Baca berita dengan sedikit iklan, klik di sini
Tujuh lelaki berwujud cantik tengah menari di bawah terik matahari Malioboro, Yogyakarta.Tubuh mereka gemulai, mengikuti gamelan dan gending ura-ura yang mengalun kenes. Dandanan mereka luwes berbalut kebaya dan kain sebatas betis—kaki mereka bersepatu kets. Perpaduan nekat ini berhasil mengundang perhatian. Kesibukan perdagangan dan cuci mata yang biasa terjadi di Malioboro terhenti. Mereka menikmati atraksi tujuh lelaki berdandan kembar itu.
Kemunculan tujuh lelaki kembar itu merupakan ide salah satu dari mereka. Dialah yang paling banyak dikerubuti massa pada awal pekan lalu itu. Ada yang mencubit, memeluk, hingga meminta tanda tangannya. ”Habis, gemes. Badannya kok bisa lemes begitu,” ujar Sarni, salah satu ibu-ibu yang mengerumuni rombongan itu. Ibu Sarni patut gemas. Pasalnya, lelaki yang dicubitnya memang terkenal sebagai koreografer dan penari bertubuh luwes. Ia Didik Hadi Prayitno, nama sejati Didik Nini Thowok—koreografer tari yang kerap tampil dalam kostum dan tarian perempuan. Siang itu, ia mengawali perayaan ulang tahunnya yang akan diadakan selama seminggu.

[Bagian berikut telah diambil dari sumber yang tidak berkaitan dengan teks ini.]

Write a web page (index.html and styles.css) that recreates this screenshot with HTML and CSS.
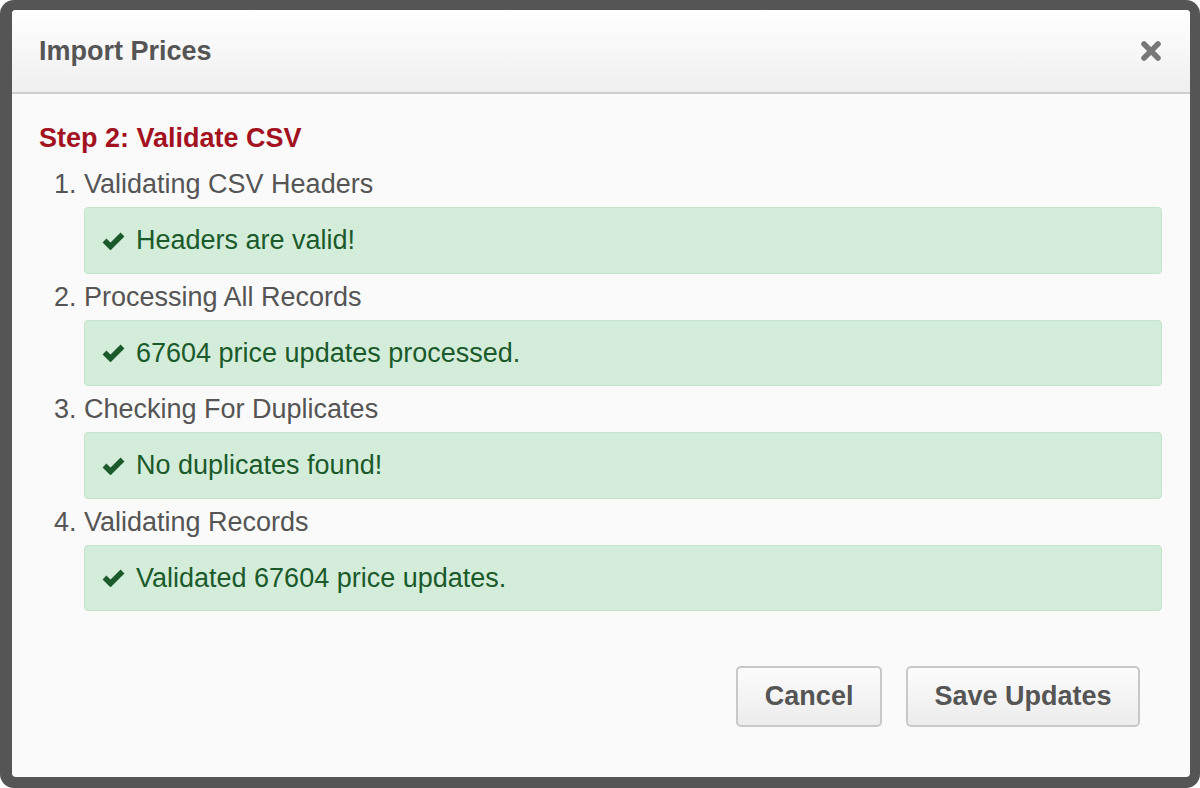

Tahun ini Didik berusia 50 tahun pada 13 November lalu. Namun perayaan tertunda karena ia manggung di Jerman dan Austria. Awal perayaan ditandai dengan pertunjukan Didik Kembar Pitu di Malioboro. Bersama enam lelaki yang diseleksinya dari Klaten, Solo, dan Yogya, Didik ngamen selama hampir lima jam dan berhasil mengumpulkan uang Rp 513.400. ”Rencananya akan disumbangkan ke panti asuhan,” ujar Hendrid, asisten pribadi Didik.
Tujuh bagi Didik bermakna keramat. Jumlah hari dalam seminggu ada tujuh. Juga makna personal lainnya. Tujuh merujuk pada jumlah pendiri sanggar tari Natya Lakshita pada 2 Februari 1980. Sanggar yang masih berdiri hingga sekarang ini didirikan Didik bersama enam temannya, Bekti Budi Hastuti, Bambang Leksono Setyo Aji, Ni Nyoman Sudewi, Sumiyati, Feeling Herlianti, dan Edi Pursubaryanto.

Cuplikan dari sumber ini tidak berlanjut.